Hurt: Remembering Dr. King

We seem to be living in an era when many of the voices we have revered from the past are under assault by various pockets of our population.

Regardless of whom one quotes, there seem to be those who would tear at the fabric of our nation by trying to assign some ulterior motive to what they said. As we prepare to honor Dr. Martin Luther King, Jr., on January 15th it is tempting to quote some passage from his courageous “I have a Dream Speech.”

True, he talked about police oppression, about the failure of the “Negro” race, to attain the American Dream in full measure, about making justice a heritage for “all of God’s children,” and he recanted the oppression his race had experienced in this country for decades, but he also encouraged all of us to meet “physical force with soul force,” and laced his speech with Christian theology and Biblical metaphors—he was after all, Reverend Martin Luther King, Jr.. As an Indiana clergyman has reminded us recently “The hands of the Almighty are often found at the end of our own arms.”

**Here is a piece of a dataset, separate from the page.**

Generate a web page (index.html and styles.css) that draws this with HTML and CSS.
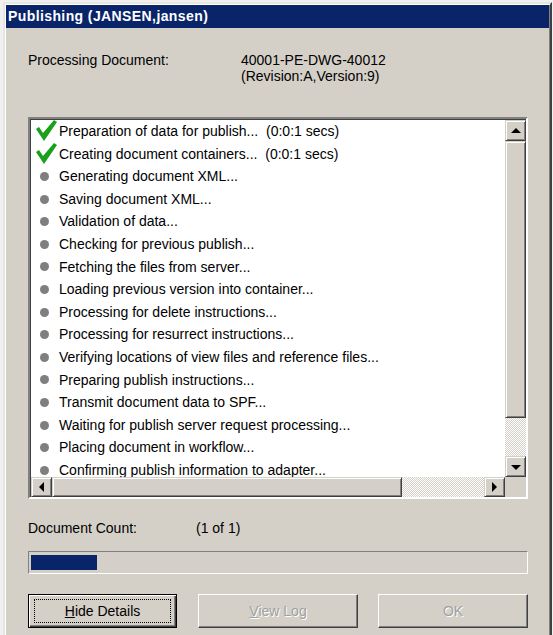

A supporter of mine who has worked with some tribes of northern Natal in South Africa tells me he is often greeted with Sawa bona, an African greeting that literally translates to “I see you.” If he wishes to be accepted as a friend, he will respond by saying Sikhona, while striking his chest with both hands. Literally, he is saying, “I am here.” Part of the spirit of Ubuntu, a cultural element of sub Saharan cultures, is the idea that a person is a person because of other people. In a more contemporary vein, as the African American writer Ralph Ellison told us so profoundly in his novel Invisible Man, which won the National Book Award in 1953, ten years before Dr. King’s speech, we actually have to see another person first before we can recognize our common humanity.

As the Reverend Dr. King said:

"When we allow freedom to ring-when we let it ring from every city and every hamlet, from every state and every city, we will be able to speed up that day when all of God's children, black men and white men, Jews and Gentiles, Protestants and Catholics, will be able to join hands and sing in the words of the old Negro spiritual, "Free at last, Free at last, Great God almighty, we are free at last."

Let’s give it a try in our state. Can we risk saying to all of our brothers and sisters, regardless of race or creed, Sawa bona—I see you? We might just get back an occasional, Sikhona. That would be a new breath of freedom that would truly honor Dr. King’s rich memory.